June 10, 2016
How Muhammad Ali Became A Symbol Of Grace
We know Muhammad Ali was an iconic athlete and outspoken activist. But Pulitzer Prize-winning dance critic Sarah Kaufman of The Washington Post says he should be remembered as an artist, too. In fact, in many ways, he was more like a dancer than a rough-and-tumble fighter.
Muhammad Ali died June 3 at the age of 74. We sat down with Kaufman to reflect on the heavyweight and his dancer-like grace that she says was part of what made him such a mesmerizing figure.
Listen to our full conversation by clicking the orange “play” icon below.
On boxing and grace
“His sport was all about pain and fighting and yet he came at us on all three of the plains with which we associate grace: the physical, the social and the spiritual.”

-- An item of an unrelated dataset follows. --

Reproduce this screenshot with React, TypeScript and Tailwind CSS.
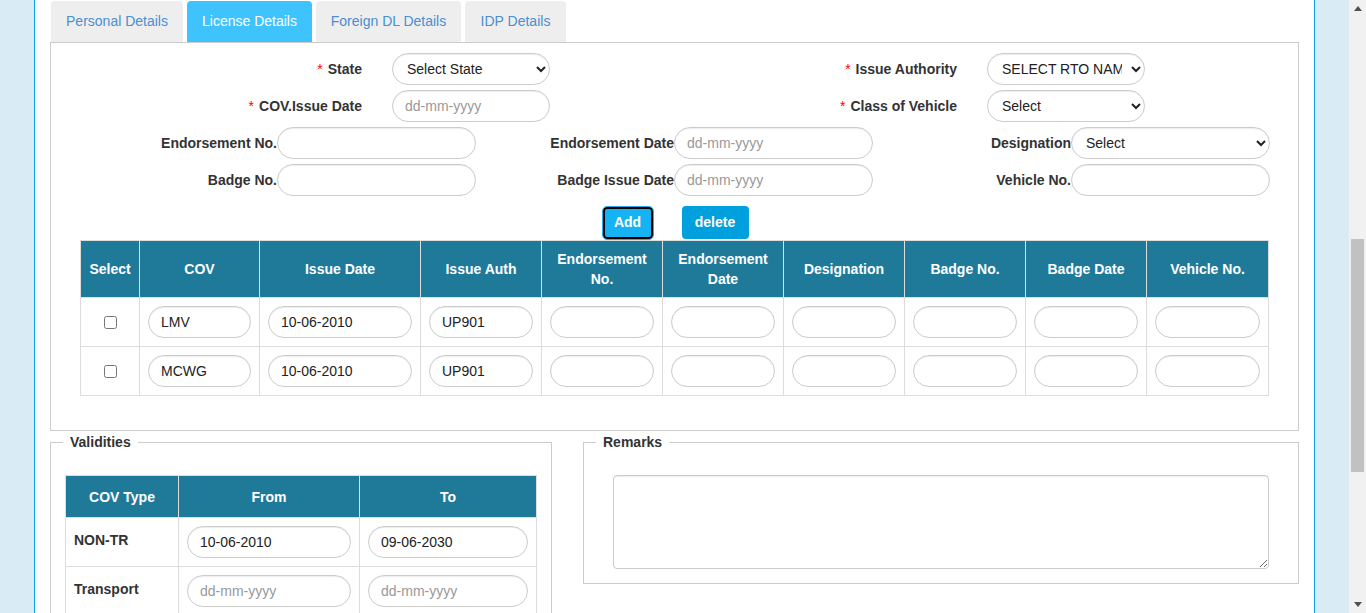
import React from "react";

const inputCls =
  "h-[32px] rounded-full border border-[#ccc] bg-white pl-[12px] pr-2 text-[14px] text-[#222] shadow-[inset_0_1px_1px_rgba(0,0,0,0.075)] outline-none placeholder:text-[#999]";
const selectCls =
  "h-[32px] rounded-full border border-[#ccc] bg-white pl-[10px] pr-[6px] text-[14px] text-[#222] shadow-[inset_0_1px_1px_rgba(0,0,0,0.075)] outline-none";
const labelCls = "text-[14px] font-bold text-[#333] leading-[20px]";

/* ---------- form pieces ---------- */
const HalfField: React.FC<{ label: string; children: React.ReactNode }> = ({ label, children }) => (
  <div className="flex w-[595px] items-center">
    <div className={`w-[298px] pr-[15px] text-right ${labelCls}`}>
      <span className="mr-[5px] font-normal text-[#f00]">*</span>
      {label}
    </div>
    <div className="pl-[15px]">{children}</div>
  </div>
);

const ThirdField: React.FC<{ label: string; children: React.ReactNode }> = ({ label, children }) => (
  <div className="flex w-[397px] items-center">
    <div className={`w-[198px] text-right ${labelCls}`}>{label}</div>
    {children}
  </div>
);

const rows = [
  { cov: "LMV", date: "10-06-2010", auth: "UP901" },
  { cov: "MCWG", date: "10-06-2010", auth: "UP901" },
];

const heads = [
  "Select",
  "COV",
  "Issue Date",
  "Issue Auth",
  "Endorsement No.",
  "Endorsement Date",
  "Designation",
  "Badge No.",
  "Badge Date",
  "Vehicle No.",
];

const thCls = "border border-[#ddd] bg-[#1f7a9a] px-2 py-2 text-center text-[14px] font-bold leading-[20px] text-white";
const tdCls = "border border-[#ddd] px-2 align-middle";

const CovTable: React.FC = () => (
  <table className="ml-[29px] mt-[1px] w-[1188px] table-fixed border-collapse">
    <colgroup>
      <col className="w-[59px]" />
      <col className="w-[120px]" />
      <col className="w-[161px]" />
      <col className="w-[121px]" />
      <col className="w-[121px]" />
      <col className="w-[121px]" />
      <col className="w-[121px]" />
      <col className="w-[121px]" />
      <col className="w-[121px]" />
      <col className="w-[122px]" />
    </colgroup>
    <thead>
      <tr className="h-[56px]">
        {heads.map((h) => (
          <th key={h} className={thCls}>
            {h}
          </th>
        ))}
      </tr>
    </thead>
    <tbody>
      {rows.map((r) => (
        <tr key={r.cov} className="h-[49px]">
          <td className={`${tdCls} text-center`}>
            <input type="checkbox" className="h-[13px] w-[13px] align-middle" />
          </td>
          <td className={tdCls}>
            <input className={`${inputCls} w-full`} defaultValue={r.cov} />
          </td>
          <td className={tdCls}>
            <input className={`${inputCls} w-full`} defaultValue={r.date} />
          </td>
          <td className={tdCls}>
            <input className={`${inputCls} w-full`} defaultValue={r.auth} />
          </td>
          {[0, 1, 2, 3, 4, 5].map((i) => (
            <td key={i} className={tdCls}>
              <input className={`${inputCls} w-full`} />
            </td>
          ))}
        </tr>
      ))}
    </tbody>
  </table>
);

/* ---------- fake browser scrollbar ---------- */
const Scrollbar: React.FC = () => (
  <div className="flex h-full w-[17px] flex-col bg-[#f1f1f1]">
    <div className="flex h-[17px] items-center justify-center">
      <svg width="8" height="5" viewBox="0 0 8 5">
        <path d="M0 5 L4 0 L8 5 Z" fill="#505050" />
      </svg>
    </div>
    <div className="mx-[2px] mt-[222px] h-[233px] bg-[#c1c1c1]" />
    <div className="flex-1" />
    <div className="flex h-[17px] items-center justify-center">
      <svg width="8" height="5" viewBox="0 0 8 5">
        <path d="M0 0 L8 0 L4 5 Z" fill="#505050" />
      </svg>
    </div>
  </div>
);

const tabs = [
  { name: "Personal Details", w: "w-[132px]" },
  { name: "License Details", w: "w-[125px]" },
  { name: "Foreign DL Details", w: "w-[145px]" },
  { name: "IDP Details", w: "w-[101px]" },
];

export default function App() {
  return (
    <div className="flex h-[613px] w-[1366px] overflow-hidden bg-[#d9ecf6] font-['Liberation_Sans',Arial,sans-serif]">
      <div className="w-[34px] shrink-0" />

      {/* page body */}
      <div className="w-[1281px] shrink-0 border-x border-[#0ba2e2] bg-white px-[15px] pt-[1px]">
        {/* tabs */}
        <div className="flex h-[41px] gap-[4px] pl-[1px]">
          {tabs.map((t) => (
            <div
              key={t.name}
              className={`flex items-center justify-center rounded-t-[4px] text-[14px] ${t.w} ${
                t.name === "License Details" ? "bg-[#3fc3fd] text-white" : "bg-[#eee] text-[#4a8fd0]"
              }`}
            >
              {t.name}
            </div>
          ))}
        </div>

        {/* tab content */}
        <div className="h-[389px] border border-[#ccc] pt-[10px]">
          <div className="flex flex-col gap-[5px] pl-[28px]">
            <div className="flex h-[32px]">
              <HalfField label="State">
                <select className={`${selectCls} w-[158px]`}>
                  <option>Select State</option>
                </select>
              </HalfField>
              <HalfField label="Issue Authority">
                <select className={`${selectCls} w-[158px]`}>
                  <option>SELECT RTO NAME</option>
                </select>
              </HalfField>
            </div>
            <div className="flex h-[32px]">
              <HalfField label="COV.Issue Date">
                <input className={`${inputCls} w-[158px]`} placeholder="dd-mm-yyyy" />
              </HalfField>
              <HalfField label="Class of Vehicle">
                <select className={`${selectCls} w-[158px]`}>
                  <option>Select</option>
                </select>
              </HalfField>
            </div>
            <div className="flex h-[32px]">
              <ThirdField label="Endorsement No.">
                <input className={`${inputCls} w-[199px]`} />
              </ThirdField>
              <ThirdField label="Endorsement Date">
                <input className={`${inputCls} w-[199px]`} placeholder="dd-mm-yyyy" />
              </ThirdField>
              <ThirdField label="Designation">
                <select className={`${selectCls} w-[199px]`}>
                  <option>Select</option>
                </select>
              </ThirdField>
            </div>
            <div className="flex h-[32px]">
              <ThirdField label="Badge No.">
                <input className={`${inputCls} w-[199px]`} />
              </ThirdField>
              <ThirdField label="Badge Issue Date">
                <input className={`${inputCls} w-[199px]`} placeholder="dd-mm-yyyy" />
              </ThirdField>
              <ThirdField label="Vehicle No.">
                <input className={`${inputCls} w-[199px]`} />
              </ThirdField>
            </div>
          </div>

          <div className="mt-[10px] flex items-center justify-center gap-[29px] pl-[2px]">
            <button className="h-[32px] w-[50px] rounded-[4px] border-2 border-black bg-[#15b3f4] text-[14px] font-bold text-white outline outline-1 outline-[#2aa9ec]">
              Add
            </button>
            <button className="h-[33px] w-[67px] rounded-[4px] bg-[#00a0df] text-[14px] font-bold text-white">
              delete
            </button>
          </div>

          <CovTable />
        </div>

        {/* validities + remarks */}
        <div className="mt-[1px] flex gap-[31px]">
          <fieldset className="w-[502px] shrink-0 border border-[#ccc] pl-[12px]">
            <legend className={`px-[7px] ${labelCls}`}>Validities</legend>
            <table className="ml-[2px] mt-[23px] w-[471px] table-fixed border-collapse">
              <colgroup>
                <col className="w-[113px]" />
                <col className="w-[181px]" />
                <col className="w-[177px]" />
              </colgroup>
              <thead>
                <tr className="h-[42px]">
                  <th className={thCls}>COV Type</th>
                  <th className={thCls}>From</th>
                  <th className={thCls}>To</th>
                </tr>
              </thead>
              <tbody>
                <tr className="h-[49px]">
                  <td className={`${tdCls} align-top pt-[12px] text-[14px] font-bold text-[#333]`}>NON-TR</td>
                  <td className={tdCls}>
                    <input className={`${inputCls} w-full`} defaultValue="10-06-2010" />
                  </td>
                  <td className={tdCls}>
                    <input className={`${inputCls} w-full`} defaultValue="09-06-2030" />
                  </td>
                </tr>
                <tr className="h-[49px]">
                  <td className={`${tdCls} align-top pt-[12px] text-[14px] font-bold text-[#333]`}>Transport</td>
                  <td className={tdCls}>
                    <input className={`${inputCls} w-full`} placeholder="dd-mm-yyyy" />
                  </td>
                  <td className={tdCls}>
                    <input className={`${inputCls} w-full`} placeholder="dd-mm-yyyy" />
                  </td>
                </tr>
              </tbody>
            </table>
          </fieldset>

          <fieldset className="h-[152px] w-[716px] shrink-0 border border-[#ccc] pl-[12px]">
            <legend className={`px-[7px] ${labelCls}`}>Remarks</legend>
            <textarea className="ml-[17px] mt-[23px] block h-[94px] w-[656px] rounded-[4px] border border-[#ccc] shadow-[inset_0_1px_1px_rgba(0,0,0,0.075)] outline-none" />
          </fieldset>
        </div>
      </div>

      <div className="w-[34px] shrink-0" />
      <Scrollbar />
    </div>
  );
}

On having Parkinson’s disease
“We can all embody grace on all of these levels … and Muhammad Ali … pointed that out: that it does not have to rob you of your inner grace and ability to connect with people.”
On being an artist
“He wasn’t just a skilled athlete in command of all of his physical faculties. He actually had an artistic talent … like his ability to move backward, which was also surprising in its agility. Most boxers didn’t move backward; that was a retreat. [But it became] such an artistic element of his whole manner of fighting … it’s agility … it’s elusive.”